The Jezail is most famous, at least in Western literature, as the weapon which wounded Dr. Watson - the fictional biographer of the fictional detective Sherlock Holmes - in the Battle of Maiwand during his military service in Afghanistan. The jezail weapon was also mentioned in the George MacDonald Fraser adventure Flashman, whose protagonist describes the awful slaughter of British Army troops retreating from Kabul to Jalalabad by Afghan jezailchis.

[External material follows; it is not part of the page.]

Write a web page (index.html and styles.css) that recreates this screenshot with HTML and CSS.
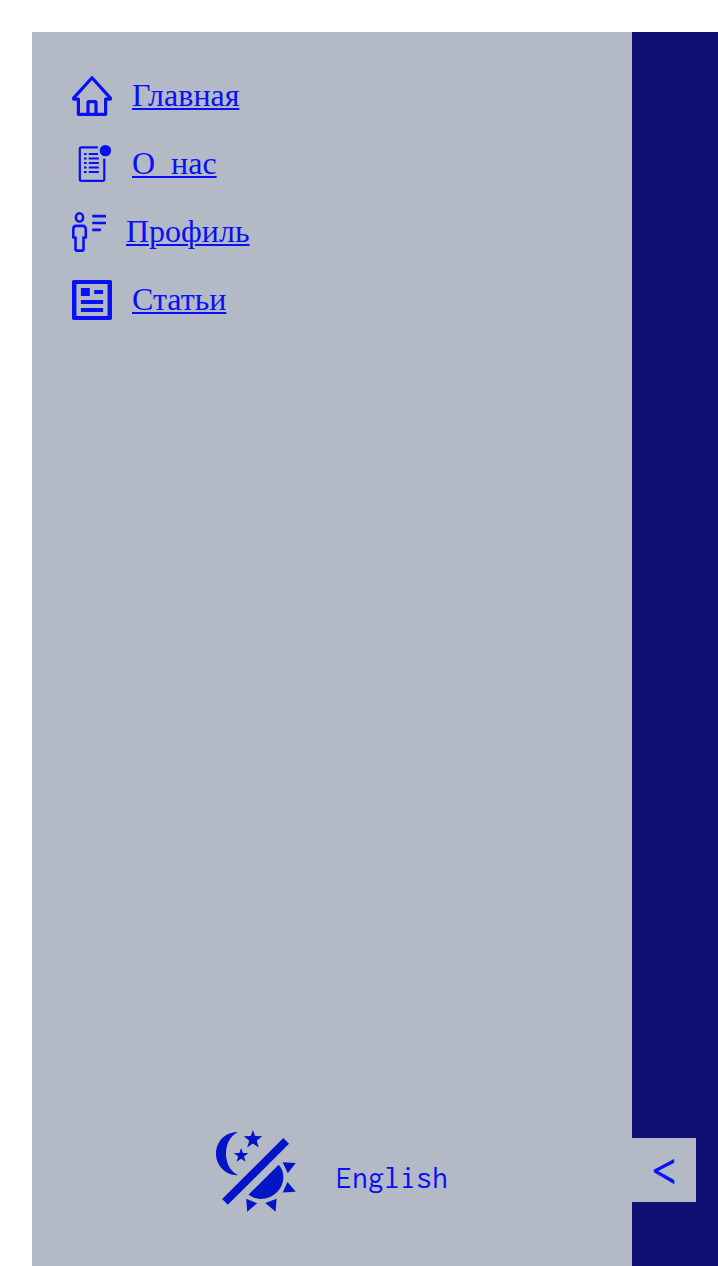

The jazail is a simple, cost-efficient and often hand-made musket common to Central Asian and some Middle Eastern Muslim lands of the time. The stocks, barrels, and other simple components were often hand made and sometimes beautifully decorated. The more complex parts were often taken from damaged foreign muskets, most notably the British Brown Bess. Jezails usually have what seem to be unusually long barrels and of a higher calibre than other fronteir guns - as a result of their purely military use. Some jezails are rifled. The jezail was fired using a horn bipod, and the butt was likely tucked under the arm and cradled tightly against the body, as opposed to being held to the shoulder like a standard musket or rifle.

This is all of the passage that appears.